**To be done**
Your task is to quote exactly the run of lines that starts at the line containing "Write a component" and ends at the line containing "string; value: string;", including both.

**Records for the exercise**
::::::

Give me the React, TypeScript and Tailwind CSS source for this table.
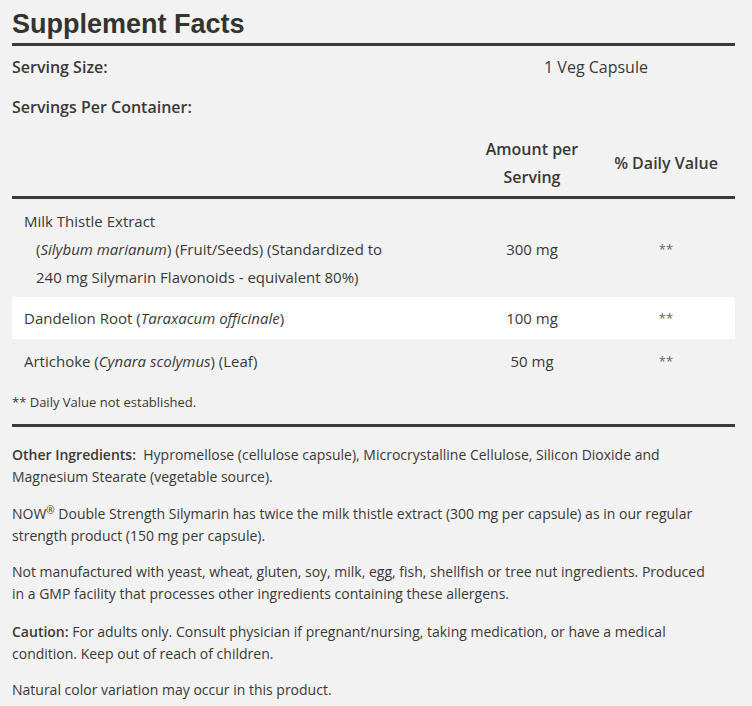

::::::

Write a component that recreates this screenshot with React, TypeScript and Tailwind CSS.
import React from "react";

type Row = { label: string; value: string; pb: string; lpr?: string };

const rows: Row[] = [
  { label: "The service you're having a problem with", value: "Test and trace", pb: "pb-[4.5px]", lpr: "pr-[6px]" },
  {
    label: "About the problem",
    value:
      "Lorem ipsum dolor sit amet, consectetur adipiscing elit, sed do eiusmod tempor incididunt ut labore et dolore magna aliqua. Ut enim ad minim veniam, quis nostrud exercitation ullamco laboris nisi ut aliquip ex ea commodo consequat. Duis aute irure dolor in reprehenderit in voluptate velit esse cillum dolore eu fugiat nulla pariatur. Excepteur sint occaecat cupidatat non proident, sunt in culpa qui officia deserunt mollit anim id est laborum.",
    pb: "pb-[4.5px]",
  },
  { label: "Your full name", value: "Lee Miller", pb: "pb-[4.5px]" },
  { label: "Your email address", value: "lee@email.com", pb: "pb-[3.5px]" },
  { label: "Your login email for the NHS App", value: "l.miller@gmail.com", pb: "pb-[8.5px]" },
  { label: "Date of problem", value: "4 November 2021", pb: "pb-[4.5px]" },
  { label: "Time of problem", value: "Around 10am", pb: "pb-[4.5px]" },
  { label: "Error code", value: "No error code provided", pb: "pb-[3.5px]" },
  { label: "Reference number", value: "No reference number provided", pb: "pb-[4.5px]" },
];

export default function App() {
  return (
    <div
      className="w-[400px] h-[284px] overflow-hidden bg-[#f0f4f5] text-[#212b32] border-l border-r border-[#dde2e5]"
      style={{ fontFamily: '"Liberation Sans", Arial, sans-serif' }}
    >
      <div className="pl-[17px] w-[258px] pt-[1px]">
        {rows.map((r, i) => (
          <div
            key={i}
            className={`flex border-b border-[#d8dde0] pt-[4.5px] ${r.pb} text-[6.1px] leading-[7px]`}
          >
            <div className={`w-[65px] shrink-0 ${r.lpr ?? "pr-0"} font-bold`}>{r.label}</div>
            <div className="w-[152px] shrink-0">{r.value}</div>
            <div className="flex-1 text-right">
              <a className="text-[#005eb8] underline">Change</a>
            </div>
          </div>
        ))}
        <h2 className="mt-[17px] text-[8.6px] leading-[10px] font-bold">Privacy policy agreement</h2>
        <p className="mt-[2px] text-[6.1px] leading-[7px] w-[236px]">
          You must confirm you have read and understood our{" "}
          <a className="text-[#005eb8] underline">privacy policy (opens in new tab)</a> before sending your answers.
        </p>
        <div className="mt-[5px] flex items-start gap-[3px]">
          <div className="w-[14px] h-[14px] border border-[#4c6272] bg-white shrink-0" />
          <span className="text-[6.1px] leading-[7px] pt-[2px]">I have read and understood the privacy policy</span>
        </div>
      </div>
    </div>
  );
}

::::::

**Result of the exercise**
Write a component that recreates this screenshot with React, TypeScript and Tailwind CSS.
import React from "react";

type Row = { label: string; value: string; pb: string; lpr?: string };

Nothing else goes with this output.